Listen, Doc, there's a lot of foigwences.
Yeah, a lot of foigwences.
Yes.
Wow.
Yeah.
And so so many of us have these party store experiences. And so the internet
said if there's a helium shortage, that must be why Party City is on the way out.
But no, it's never mattered for that that much. I will link a CBC News news report where they
actually interviewed a party store owner in Vancouver who said that during the 2019 helium shortage,
they had to pay about triple the price for helium. So that definitely matters. And yet,
you can still have balloons. They're not suddenly impossible to make and fill. It's okay.
Right. Also, I feel like Party City could still stay afloat just based on selling those Groucho Marx glasses that
they sell where it's like the nose and the butchy mustache and the glasses. That's got to be a top
seller. Everyone wants those. Yeah. And it turns out they were just closing those locations for
all the reasons brick and mortar stores close in recent eras. Like you can just buy those glasses
online now. So what do you do? You know, it's that kind of thing.
Yeah, I don't know if you've noticed, but retail's not doing so good.
Closing 45 of your almost 900 stores is not a disaster by current retail standards at all, actually.

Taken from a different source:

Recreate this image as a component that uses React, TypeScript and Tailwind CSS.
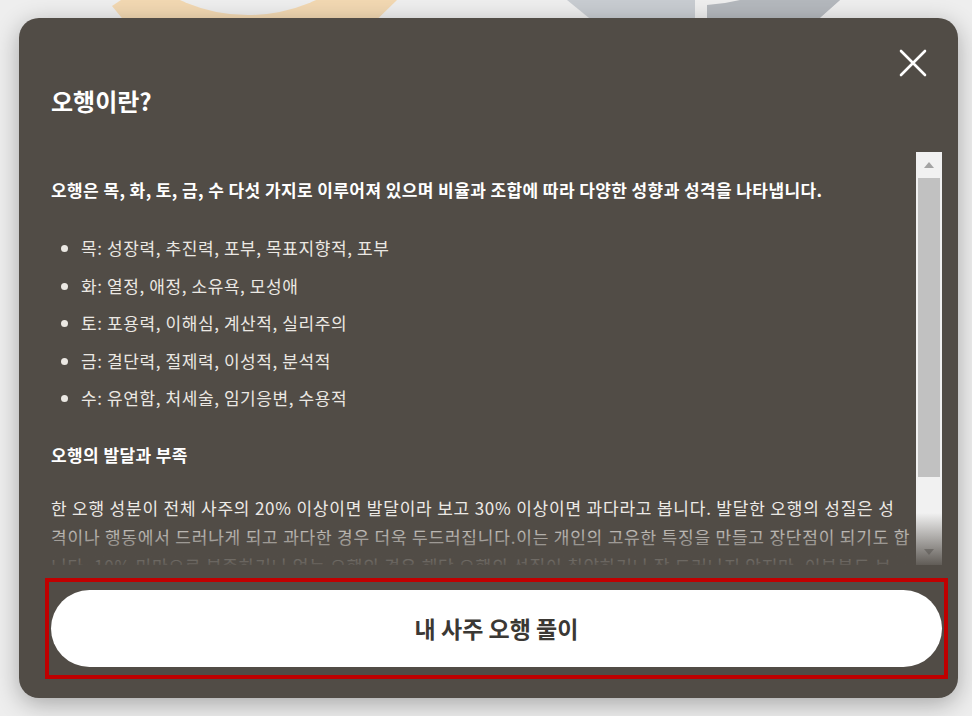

Like, they're not Sears, you know?
Yeah.
And so the actual helium shortage impacts massive uses of primarily cooled down helium.
It turns out helium is extraordinarily useful in all sorts of modern technology because it's a super stable, super simple gas. And so you can make it very, very, very, very cold
and it does fine with that, but in a way that other elements don't.
So you can use that for like industrial cooling?
Yeah.
The fun number there is negative 452 degrees Fahrenheit.
Seems a little chilly.
Negative 452 Fahrenheit, which is negative 269 Celsius.
That's the temperature where helium goes from a gas to a liquid.
You have to make it that cold just to make it a liquid, let alone a solid.
Yeah, what happens if you chug that?
Oh, it's bad.
But people don't, because how do you even get it, you know?
Good.
So helium, as a gas or super-cooled liquid, it's able to be extraordinarily cold.
And we use it for too many things to list.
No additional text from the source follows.